Ende Februar geht es in Doha los
Der Startschuss für die neuen Strukturen im Weltspitzentischtennis fällt an diesem Sonntag, 28. Februar, mit dem Turnier der Kategorie WTT Contender in Doha. Zu den 24 bereits für die Hauptrunde qualifizierten Spielern sind acht bei Bundesligisten unter Vertrag. Vom Deutschen Tischtennis-Bund (DTTB) wurden Benedikt Duda, Ruwen Filus, Dang Qiu und Ricardo Walther für die Vorrunde gemeldet, Dimitrij Ovtcharov erhielt eine Wildcard.
Bastian Steger und Kilian Ort wären die ersten beiden Nachrücker des DTTB gewesen, die beiden Spieler des TSV Bad Königshofen verzichten allerdings auf eine Teilnahme. Der Bundesligist aus dem Grabfeld wird in Katar von Filip Zeljko vertreten. Der Kroate, die Nummer 4 seines Verbandes, ist für die Vorrunde gesetzt.
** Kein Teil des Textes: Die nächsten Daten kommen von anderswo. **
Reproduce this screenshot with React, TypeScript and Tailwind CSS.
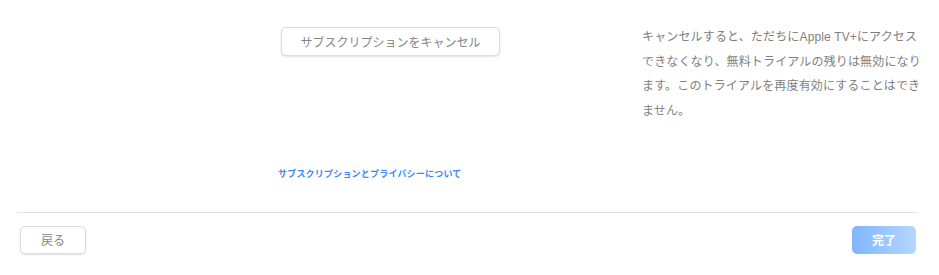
import React from "react";

export default function App() {
  return (
    <div className="w-[939px] h-[275px] bg-white overflow-hidden" style={{ fontFamily: '"Noto Sans CJK JP", "Noto Sans", sans-serif' }}>
      <div className="flex h-[212px]">
        <div className="w-[642px] shrink-0 pl-[278px] flex flex-col">
          <button className="ml-[3px] mt-[27px] w-[219px] h-[29px] rounded-[5px] border border-[#dcdcdc] bg-white shadow-[0_1px_2px_rgba(0,0,0,0.12)] text-[12px] text-[#858585] flex items-center justify-center">
            サブスクリプションをキャンセル
          </button>
          <a className="mt-[112px] text-[9px] leading-[12px] font-semibold text-[#3b89f6] tracking-[0.2px]">
            サブスクリプションとプライバシーについて
          </a>
        </div>
        <div className="pt-[25px] text-[12px] leading-[24.5px] tracking-[0.15px] text-[#808080]" style={{ fontFamily: '"Liberation Sans", "Noto Sans CJK JP", sans-serif' }}>
          <div>キャンセルすると、ただちにApple TV+にアクセス</div>
          <div>できなくなり、無料トライアルの残りは無効になり</div>
          <div>ます。このトライアルを再度有効にすることはでき</div>
          <div>ません。</div>
        </div>
      </div>
      <div className="ml-[17px] w-[900px] border-t border-[#e3e3e3]" />
      <div className="flex justify-between items-start pl-[20px] pr-[23px] pt-[13px]">
        <button className="w-[66px] h-[28px] rounded-[5px] border border-[#dcdcdc] bg-white shadow-[0_1px_2px_rgba(0,0,0,0.12)] text-[12px] text-[#858585] flex items-center justify-center">
          戻る
        </button>
        <button className="w-[64px] h-[28px] rounded-[5px] bg-gradient-to-r from-[#80b6ff] to-[#b5d6ff] text-[12px] font-bold text-white flex items-center justify-center">
          完了
        </button>
      </div>
    </div>
  );
}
Beim am 6. März beginnenden WTT-Star-Contender-Wettbewerb - ebenfalls in Doha - ist Zeljko aktuell auf der Nachrücker-Liste notiert.
Wie sieht Kilian Ort diese Entwicklung? "Ehrlich gesagt weiß ich auch noch nicht, in welche Richtung das geht, auch weil über allem noch Corona liegt." Wahrscheinlich, vermutet er, "wird es sogar noch schwieriger nach oben zu kommen, wenn man Turniere, bei denen es viele Punkte gibt, erst gar nicht besuchen darf und die Spieler, die dürfen, noch weiter davonziehen." Oder es sei denkbar, dass "Spieler bei Kontinentalcups in Afrika, Ozeanien oder Amerika leichter Punkte sammeln, während viele in Europa von den Verbänden erst gar nicht für die Europameisterschaften gemeldet werden."
Dass er beispielsweise einen Quadri Aruna aus Nigeria, die Nummer 20 der Welt, in dieser TTBL-Saison zweimal souverän geschlagen hat, aber eben in der Bundesliga, in der es keine Weltcup-Punkte gibt, führt Kilian Ort in seiner Bewertung nicht an. Beschäftigen wird es ihn schon.